**Written instruction:** Without altering anything, repeat each of the records.

Web page code records
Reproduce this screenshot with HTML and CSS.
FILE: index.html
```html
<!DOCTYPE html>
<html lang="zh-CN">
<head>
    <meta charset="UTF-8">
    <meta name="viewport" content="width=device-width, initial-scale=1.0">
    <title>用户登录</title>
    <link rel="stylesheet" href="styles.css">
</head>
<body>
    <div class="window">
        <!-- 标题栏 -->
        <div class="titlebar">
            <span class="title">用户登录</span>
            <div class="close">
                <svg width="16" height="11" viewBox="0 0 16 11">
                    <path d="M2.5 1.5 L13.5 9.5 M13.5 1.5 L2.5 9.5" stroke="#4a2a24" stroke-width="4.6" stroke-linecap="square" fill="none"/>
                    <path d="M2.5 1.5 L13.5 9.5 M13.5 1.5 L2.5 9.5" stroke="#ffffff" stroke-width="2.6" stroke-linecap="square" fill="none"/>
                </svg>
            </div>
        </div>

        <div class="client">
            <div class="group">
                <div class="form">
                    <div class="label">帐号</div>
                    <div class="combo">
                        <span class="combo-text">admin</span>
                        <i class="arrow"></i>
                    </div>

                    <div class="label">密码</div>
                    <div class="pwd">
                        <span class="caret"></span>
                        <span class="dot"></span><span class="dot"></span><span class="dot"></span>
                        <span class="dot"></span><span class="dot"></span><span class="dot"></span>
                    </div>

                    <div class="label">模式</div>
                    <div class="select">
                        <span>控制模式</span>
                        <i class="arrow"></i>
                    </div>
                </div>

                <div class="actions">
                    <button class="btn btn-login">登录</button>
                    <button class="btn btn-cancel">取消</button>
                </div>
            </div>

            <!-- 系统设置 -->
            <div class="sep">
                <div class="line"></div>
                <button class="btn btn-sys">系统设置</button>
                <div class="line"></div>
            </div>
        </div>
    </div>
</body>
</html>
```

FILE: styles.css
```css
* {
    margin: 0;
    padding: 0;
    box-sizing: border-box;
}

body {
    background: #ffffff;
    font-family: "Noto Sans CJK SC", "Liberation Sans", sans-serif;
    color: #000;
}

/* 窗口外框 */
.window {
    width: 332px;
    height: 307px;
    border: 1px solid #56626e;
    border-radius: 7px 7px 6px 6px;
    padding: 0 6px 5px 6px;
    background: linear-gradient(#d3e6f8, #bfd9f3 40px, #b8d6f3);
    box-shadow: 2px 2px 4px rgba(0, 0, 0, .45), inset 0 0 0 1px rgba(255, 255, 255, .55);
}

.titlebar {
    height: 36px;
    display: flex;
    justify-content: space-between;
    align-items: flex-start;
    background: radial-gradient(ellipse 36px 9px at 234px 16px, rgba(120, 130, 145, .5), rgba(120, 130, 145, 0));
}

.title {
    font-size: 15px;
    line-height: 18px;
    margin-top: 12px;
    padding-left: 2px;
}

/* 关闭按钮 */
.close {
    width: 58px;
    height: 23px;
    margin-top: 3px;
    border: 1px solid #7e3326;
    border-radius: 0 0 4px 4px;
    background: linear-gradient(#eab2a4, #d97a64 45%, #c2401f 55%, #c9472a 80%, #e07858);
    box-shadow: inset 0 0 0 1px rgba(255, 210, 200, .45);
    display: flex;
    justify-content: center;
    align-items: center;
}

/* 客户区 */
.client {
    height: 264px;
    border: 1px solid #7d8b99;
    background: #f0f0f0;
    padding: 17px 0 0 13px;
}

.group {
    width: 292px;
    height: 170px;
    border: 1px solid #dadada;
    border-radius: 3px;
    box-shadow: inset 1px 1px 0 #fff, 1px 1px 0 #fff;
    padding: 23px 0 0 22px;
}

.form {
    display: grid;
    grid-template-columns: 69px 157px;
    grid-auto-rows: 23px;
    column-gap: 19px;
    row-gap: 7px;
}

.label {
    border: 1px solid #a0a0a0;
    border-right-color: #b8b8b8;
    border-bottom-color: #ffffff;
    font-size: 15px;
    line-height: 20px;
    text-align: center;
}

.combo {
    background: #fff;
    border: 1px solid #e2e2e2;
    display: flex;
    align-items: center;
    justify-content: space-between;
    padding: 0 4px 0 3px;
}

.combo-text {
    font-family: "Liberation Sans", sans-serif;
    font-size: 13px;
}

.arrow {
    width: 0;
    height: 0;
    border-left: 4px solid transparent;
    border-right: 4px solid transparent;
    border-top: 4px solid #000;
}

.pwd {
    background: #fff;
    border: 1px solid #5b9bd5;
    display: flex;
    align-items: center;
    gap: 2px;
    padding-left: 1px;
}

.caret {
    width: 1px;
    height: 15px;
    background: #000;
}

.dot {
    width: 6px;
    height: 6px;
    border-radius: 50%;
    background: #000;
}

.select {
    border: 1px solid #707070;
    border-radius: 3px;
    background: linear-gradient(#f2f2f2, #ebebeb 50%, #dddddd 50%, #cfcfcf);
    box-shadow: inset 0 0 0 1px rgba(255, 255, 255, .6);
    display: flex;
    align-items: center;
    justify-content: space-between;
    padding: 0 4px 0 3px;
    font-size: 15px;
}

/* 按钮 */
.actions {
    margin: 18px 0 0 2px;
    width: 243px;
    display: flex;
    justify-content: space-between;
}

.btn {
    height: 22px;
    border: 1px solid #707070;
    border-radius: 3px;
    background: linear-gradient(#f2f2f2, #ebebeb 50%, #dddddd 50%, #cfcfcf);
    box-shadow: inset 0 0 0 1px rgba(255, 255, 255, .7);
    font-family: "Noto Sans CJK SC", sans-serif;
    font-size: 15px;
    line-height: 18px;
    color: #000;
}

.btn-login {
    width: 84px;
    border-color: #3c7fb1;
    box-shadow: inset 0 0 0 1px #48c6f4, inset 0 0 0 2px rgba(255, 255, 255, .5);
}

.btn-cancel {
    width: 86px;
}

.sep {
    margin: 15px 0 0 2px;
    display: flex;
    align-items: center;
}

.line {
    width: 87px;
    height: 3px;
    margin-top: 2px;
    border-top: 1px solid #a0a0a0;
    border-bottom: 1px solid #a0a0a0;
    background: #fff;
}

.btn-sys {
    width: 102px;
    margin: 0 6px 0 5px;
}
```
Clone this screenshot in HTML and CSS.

**Completed exercise:**
Reproduce this screenshot with HTML and CSS.
FILE: index.html
```html
<!DOCTYPE html>
<html lang="zh-CN">
<head>
    <meta charset="UTF-8">
    <meta name="viewport" content="width=device-width, initial-scale=1.0">
    <title>用户登录</title>
    <link rel="stylesheet" href="styles.css">
</head>
<body>
    <div class="window">
        <!-- 标题栏 -->
        <div class="titlebar">
            <span class="title">用户登录</span>
            <div class="close">
                <svg width="16" height="11" viewBox="0 0 16 11">
                    <path d="M2.5 1.5 L13.5 9.5 M13.5 1.5 L2.5 9.5" stroke="#4a2a24" stroke-width="4.6" stroke-linecap="square" fill="none"/>
                    <path d="M2.5 1.5 L13.5 9.5 M13.5 1.5 L2.5 9.5" stroke="#ffffff" stroke-width="2.6" stroke-linecap="square" fill="none"/>
                </svg>
            </div>
        </div>

        <div class="client">
            <div class="group">
                <div class="form">
                    <div class="label">帐号</div>
                    <div class="combo">
                        <span class="combo-text">admin</span>
                        <i class="arrow"></i>
                    </div>

                    <div class="label">密码</div>
                    <div class="pwd">
                        <span class="caret"></span>
                        <span class="dot"></span><span class="dot"></span><span class="dot"></span>
                        <span class="dot"></span><span class="dot"></span><span class="dot"></span>
                    </div>

                    <div class="label">模式</div>
                    <div class="select">
                        <span>控制模式</span>
                        <i class="arrow"></i>
                    </div>
                </div>

                <div class="actions">
                    <button class="btn btn-login">登录</button>
                    <button class="btn btn-cancel">取消</button>
                </div>
            </div>

            <!-- 系统设置 -->
            <div class="sep">
                <div class="line"></div>
                <button class="btn btn-sys">系统设置</button>
                <div class="line"></div>
            </div>
        </div>
    </div>
</body>
</html>
```

FILE: styles.css
```css
* {
    margin: 0;
    padding: 0;
    box-sizing: border-box;
}

body {
    background: #ffffff;
    font-family: "Noto Sans CJK SC", "Liberation Sans", sans-serif;
    color: #000;
}

/* 窗口外框 */
.window {
    width: 332px;
    height: 307px;
    border: 1px solid #56626e;
    border-radius: 7px 7px 6px 6px;
    padding: 0 6px 5px 6px;
    background: linear-gradient(#d3e6f8, #bfd9f3 40px, #b8d6f3);
    box-shadow: 2px 2px 4px rgba(0, 0, 0, .45), inset 0 0 0 1px rgba(255, 255, 255, .55);
}

.titlebar {
    height: 36px;
    display: flex;
    justify-content: space-between;
    align-items: flex-start;
    background: radial-gradient(ellipse 36px 9px at 234px 16px, rgba(120, 130, 145, .5), rgba(120, 130, 145, 0));
}

.title {
    font-size: 15px;
    line-height: 18px;
    margin-top: 12px;
    padding-left: 2px;
}

/* 关闭按钮 */
.close {
    width: 58px;
    height: 23px;
    margin-top: 3px;
    border: 1px solid #7e3326;
    border-radius: 0 0 4px 4px;
    background: linear-gradient(#eab2a4, #d97a64 45%, #c2401f 55%, #c9472a 80%, #e07858);
    box-shadow: inset 0 0 0 1px rgba(255, 210, 200, .45);
    display: flex;
    justify-content: center;
    align-items: center;
}

/* 客户区 */
.client {
    height: 264px;
    border: 1px solid #7d8b99;
    background: #f0f0f0;
    padding: 17px 0 0 13px;
}

.group {
    width: 292px;
    height: 170px;
    border: 1px solid #dadada;
    border-radius: 3px;
    box-shadow: inset 1px 1px 0 #fff, 1px 1px 0 #fff;
    padding: 23px 0 0 22px;
}

.form {
    display: grid;
    grid-template-columns: 69px 157px;
    grid-auto-rows: 23px;
    column-gap: 19px;
    row-gap: 7px;
}

.label {
    border: 1px solid #a0a0a0;
    border-right-color: #b8b8b8;
    border-bottom-color: #ffffff;
    font-size: 15px;
    line-height: 20px;
    text-align: center;
}

.combo {
    background: #fff;
    border: 1px solid #e2e2e2;
    display: flex;
    align-items: center;
    justify-content: space-between;
    padding: 0 4px 0 3px;
}

.combo-text {
    font-family: "Liberation Sans", sans-serif;
    font-size: 13px;
}

.arrow {
    width: 0;
    height: 0;
    border-left: 4px solid transparent;
    border-right: 4px solid transparent;
    border-top: 4px solid #000;
}

.pwd {
    background: #fff;
    border: 1px solid #5b9bd5;
    display: flex;
    align-items: center;
    gap: 2px;
    padding-left: 1px;
}

.caret {
    width: 1px;
    height: 15px;
    background: #000;
}

.dot {
    width: 6px;
    height: 6px;
    border-radius: 50%;
    background: #000;
}

.select {
    border: 1px solid #707070;
    border-radius: 3px;
    background: linear-gradient(#f2f2f2, #ebebeb 50%, #dddddd 50%, #cfcfcf);
    box-shadow: inset 0 0 0 1px rgba(255, 255, 255, .6);
    display: flex;
    align-items: center;
    justify-content: space-between;
    padding: 0 4px 0 3px;
    font-size: 15px;
}

/* 按钮 */
.actions {
    margin: 18px 0 0 2px;
    width: 243px;
    display: flex;
    justify-content: space-between;
}

.btn {
    height: 22px;
    border: 1px solid #707070;
    border-radius: 3px;
    background: linear-gradient(#f2f2f2, #ebebeb 50%, #dddddd 50%, #cfcfcf);
    box-shadow: inset 0 0 0 1px rgba(255, 255, 255, .7);
    font-family: "Noto Sans CJK SC", sans-serif;
    font-size: 15px;
    line-height: 18px;
    color: #000;
}

.btn-login {
    width: 84px;
    border-color: #3c7fb1;
    box-shadow: inset 0 0 0 1px #48c6f4, inset 0 0 0 2px rgba(255, 255, 255, .5);
}

.btn-cancel {
    width: 86px;
}

.sep {
    margin: 15px 0 0 2px;
    display: flex;
    align-items: center;
}

.line {
    width: 87px;
    height: 3px;
    margin-top: 2px;
    border-top: 1px solid #a0a0a0;
    border-bottom: 1px solid #a0a0a0;
    background: #fff;
}

.btn-sys {
    width: 102px;
    margin: 0 6px 0 5px;
}
```
Clone this screenshot in HTML and CSS.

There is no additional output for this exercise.